1547  21 votes 04584 54633 04782 38451 24456 87330 17472 13566 43a22 13782
1547  3.1 mean  3.6   2.8   3.4   2.7   3.4   2.0   3.1   3.6   2.8   3.3


1547-01    (04584 dist, 3.6 mean)
Selected-By: Tim Chew <twchew@mindspring.com>

The Internet Oracle has pondered your question deeply. Your question was:

> The forecast was for 60% snow on the pervious day, but we got something
> else. Where can I get a shovel for 180% snow? It's that deep. Wait, I
> can't get out of here to get the shovel. You'll have to send it. Can
> you maybe have Santa drop it down the chimney? Or is he still mythical,
> like Easter Bunnies and Oracles?

And in response, thus spake the Oracle:

} Your Oracle is wintering in Phoenix, Arizona. The news reached here
} that Buffalo got a year's worth of snow in a single day.
}
} Not impressed. We do that here every day.
}
} You owe the Oracle a tube of sunscreen.

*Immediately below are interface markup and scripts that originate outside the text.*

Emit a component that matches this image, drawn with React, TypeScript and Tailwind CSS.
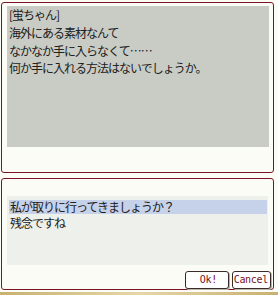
const jp = { fontFamily: '"Noto Sans CJK JP", "DejaVu Sans", sans-serif' };
const pix = { fontFamily: '"DejaVu Sans Mono", "Liberation Mono", monospace' };

const lines = ['[蛍ちゃん]', '海外にある素材なんて', 'なかなか手に入らなくて……', '何か手に入れる方法はないでしょうか。'];

function Btn({ label, w, pr }: { label: string; w: string; pr: string }) {
  return (
    <button
      className={`${w} ${pr} h-[18px] rounded-[3px] border border-[#3a2a2a] bg-white flex items-center justify-end text-[10px] tracking-[-0.3px] leading-none text-[#7a1020] shadow-[1px_1px_0_#b9b4a8]`}
      style={pix}
    >
      {label}
    </button>
  );
}

export default function App() {
  return (
    <div className="w-[278px] h-[295px] bg-[#fbfcf6] flex flex-col overflow-hidden">
      <div className="flex-1 flex flex-col pt-[2px] pl-[1px] pr-[4px]">
        <div className="h-[171px] rounded-[3px] border border-[#7a1424] bg-[#fbfcf6] pt-[3px] pl-[5px] pr-[4px]">
          <div
            className="h-[141px] bg-[#c9ccc5] pl-[2px] text-[12px] leading-[17.8px] text-[#202020] tracking-[-1px]"
            style={jp}
          >
            {lines.map((l) => (
              <div key={l}>{l}</div>
            ))}
          </div>
        </div>
        <div className="mt-[5px] h-[112px] rounded-[3px] border border-[#7a1424] bg-[#fbfcf6] pt-[17px] pl-[5px] pr-[5px] flex flex-col">
          <div
            className="h-[70px] bg-[#eef0eb] pt-[4px] pl-[2px] pr-[1px] text-[12px] text-[#202020] tracking-[-1px]"
            style={jp}
          >
            <div className="bg-[#c6d1ea] pl-[1px] h-[14px] leading-[14px]">私が取りに行ってきましょうか？</div>
            <div className="pl-[1px] mt-[2px] leading-[14px]">残念ですね</div>
          </div>
          <div className="flex justify-end gap-[3px] mt-[6px] -mr-[3px]">
            <Btn label="Ok!" w="w-[44px]" pr="pr-[11px]" />
            <Btn label="Cancel" w="w-[39px]" pr="pr-[2px]" />
          </div>
        </div>
      </div>
      <div className="h-[3px] bg-gradient-to-r from-[#c8b070] via-[#e6d6a8] to-[#c8b070]" />
    </div>
  );
}
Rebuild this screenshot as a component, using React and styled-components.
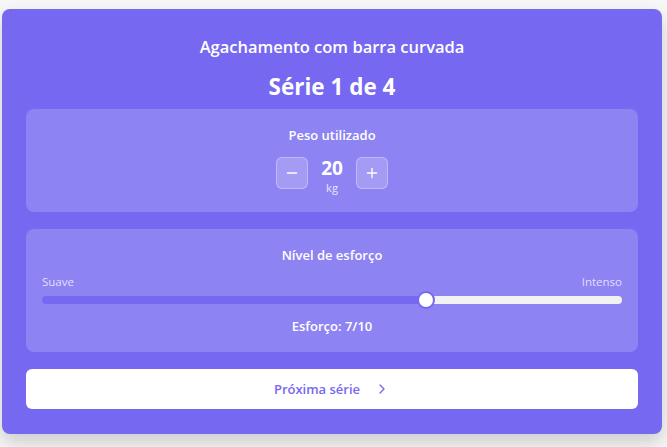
import React, { useState } from "react";
import styled, { createGlobalStyle } from "styled-components";
import { Minus, Plus, ChevronRight } from "lucide-react";

const Global = createGlobalStyle`
  body {
    margin: 0;
    background: #f7f7f8;
    font-family: "Open Sans", "Noto Sans", sans-serif;
  }
`;

const Wrap = styled.div`
  padding: 9px 5px 14px 2px;
`;

const Card = styled.div`
  background: #7668f0;
  border-radius: 8px;
  padding: 24px 24px 25px;
  box-shadow: 0 8px 18px rgba(0, 0, 0, 0.18);
  color: #fff;
  display: flex;
  flex-direction: column;
`;

const Title = styled.h2`
  margin: 2px 0 0;
  font-size: 16.5px;
  font-weight: 600;
  text-align: center;
  line-height: 24px;
`;

const Series = styled.h1`
  margin: 14px 0 8px;
  font-size: 22.5px;
  font-weight: 700;
  text-align: center;
  line-height: 28px;
`;

const Panel = styled.section`
  background: rgba(255, 255, 255, 0.18);
  border-radius: 8px;
  padding: 16px;
  margin-bottom: ${(p) => p.$gap || 0}px;
  display: flex;
  flex-direction: column;
  align-items: center;
`;

const Label = styled.div`
  font-size: 13px;
  font-weight: 600;
  line-height: 20px;
`;

const Stepper = styled.div`
  display: flex;
  align-items: flex-start;
  gap: 12px;
  margin-top: 12px;
`;

const StepButton = styled.button`
  width: 32px;
  height: 32px;
  border-radius: 6px;
  border: 1px solid rgba(255, 255, 255, 0.3);
  background: rgba(255, 255, 255, 0.2);
  color: #fff;
  display: flex;
  align-items: center;
  justify-content: center;
  padding: 0;
  cursor: pointer;
`;

const Value = styled.div`
  display: flex;
  flex-direction: column;
  align-items: center;
  min-width: 24px;
`;

const Number = styled.span`
  font-size: 19px;
  font-weight: 700;
  line-height: 23px;
`;

const Unit = styled.span`
  font-size: 11px;
  line-height: 16px;
  opacity: 0.8;
`;

const Ends = styled.div`
  align-self: stretch;
  display: flex;
  justify-content: space-between;
  font-size: 11.5px;
  color: rgba(255, 255, 255, 0.75);
  margin-top: 9px;
  line-height: 16px;
`;

const Range = styled.input`
  -webkit-appearance: none;
  appearance: none;
  align-self: stretch;
  margin: 6px 0 0;
  height: 8px;
  border-radius: 4px;
  outline: none;

  &::-webkit-slider-thumb {
    -webkit-appearance: none;
    width: 18px;
    height: 18px;
    border-radius: 50%;
    background: #fff;
    border: 2px solid #7668f0;
    box-sizing: border-box;
  }
`;

const Effort = styled.div`
  font-size: 13px;
  font-weight: 600;
  line-height: 20px;
  margin-top: 12px;
`;

const Next = styled.button`
  height: 40px;
  border: none;
  border-radius: 6px;
  background: #fff;
  color: #7668f0;
  font-family: inherit;
  font-size: 13px;
  font-weight: 600;
  display: flex;
  align-items: center;
  justify-content: center;
  gap: 14px;
  cursor: pointer;
`;

export default function App() {
  const [weight, setWeight] = useState(20);
  const [effort, setEffort] = useState(7);
  const pct = ((effort - 1) / 9) * 100;

  return (
    <Wrap>
      <Global />
      <Card>
        <Title>Agachamento com barra curvada</Title>
        <Series>Série 1 de 4</Series>
        <Panel $gap={17}>
          <Label>Peso utilizado</Label>
          <Stepper>
            <StepButton onClick={() => setWeight(weight - 1)}>
              <Minus size={16} strokeWidth={2} />
            </StepButton>
            <Value>
              <Number>{weight}</Number>
              <Unit>kg</Unit>
            </Value>
            <StepButton onClick={() => setWeight(weight + 1)}>
              <Plus size={16} strokeWidth={2} />
            </StepButton>
          </Stepper>
        </Panel>
        <Panel $gap={17}>
          <Label>Nível de esforço</Label>
          <Ends>
            <span>Suave</span>
            <span>Intenso</span>
          </Ends>
          <Range
            type="range"
            min={1}
            max={10}
            value={effort}
            onChange={(e) => setEffort(+e.target.value)}
            style={{
              background: `linear-gradient(to right, #7668f0 ${pct}%, #f2f2f4 ${pct}%)`,
            }}
          />
          <Effort>Esforço: {effort}/10</Effort>
        </Panel>
        <Next>
          Próxima série
          <ChevronRight size={16} strokeWidth={2} />
        </Next>
      </Card>
    </Wrap>
  );
}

1547-02    (54633 dist, 2.8 mean)
Selected-By: Tim Chew <twchew@mindspring.com>

The Internet Oracle has pondered your question deeply. Your question was:

> Who are the champions?

And in response, thus spake the Oracle:

} We are.


1547-03    (04782 dist, 3.4 mean)
Selected-By: Dave <lightinchains@gmail.com>

The Internet Oracle has pondered your question deeply. Your question was:

> I need something inspiring.

And in response, thus spake the Oracle:

} Well, this one will be a little bit off-beat, but it should be
} inspirational.
}
} Socrates wrote down the story of Plato's Allegory of the Cave. As a
} quick refresher, Plato proposed a thought experiment of several people
} who grew up chained to seats facing a wall and never seeing anything
} that was not a shadow cast upon that wall. Plato supposed that if one
} of those people were freed and brought to the outside world to see
} the things that cast shadows and learn that things have color and
} depth to them. Later this freed person returns to the cave and tries
} to educate the others about the revelations, but they will not believe
} their eyes are deceived.
}
} The message of the Allegory is that through actual experience you can
} have dramatic life-changing revelations that change everything you
} know about the world and expand your consciousness to the point that
} your former peers have no way to comprehend the reality you have found
} out.
}
} That message is BS.
}
} Actual cases of people long confined to small spaces and then let out
} or blind from birth and given vision in adulthood, shows that new
} developments in vision are not easily incorporated into the mind.
} People without need for depth perception do not visually perceive
} depth when brought into the wide world. People who gain vision don't
} know how to use it, and see the world as a mishmish of colored shapes
} without an understanding of how, say, a person turning around is the
} same thing percieved from different angles, or what is in front of
} what, or how size changes with distance.
}
} The brain needs to learn these things in infancy or they never
} 'click'. I can hear your objections now, "There's nothing inspiring
} in that. You're just saying we are stuck how we grew up."
}
} You're half right. Almost no one in the cave truely succeeds outside
} it, but that's not where you should be looking for inspiration. Each
} successive generation is moving further and further out of the cave.
} Blindness is more easily treated. Kids don't grow up working in dark
} mines any more. The typical baby will now grow up seeing more of the
} world and from more angles and through more media than ever before.
} Parts of humanity have stepped outside of the cave and most of it will
} be living outside soon.
}
} Doesn't that just fill you with awe and make you want to help this
} great progress of your species by expanding the opportunities for the
} young to experience the world?
}
} You owe the Oracle nothing. But those movers over there, taking
} furniture out of the cave, someone's got to pay them.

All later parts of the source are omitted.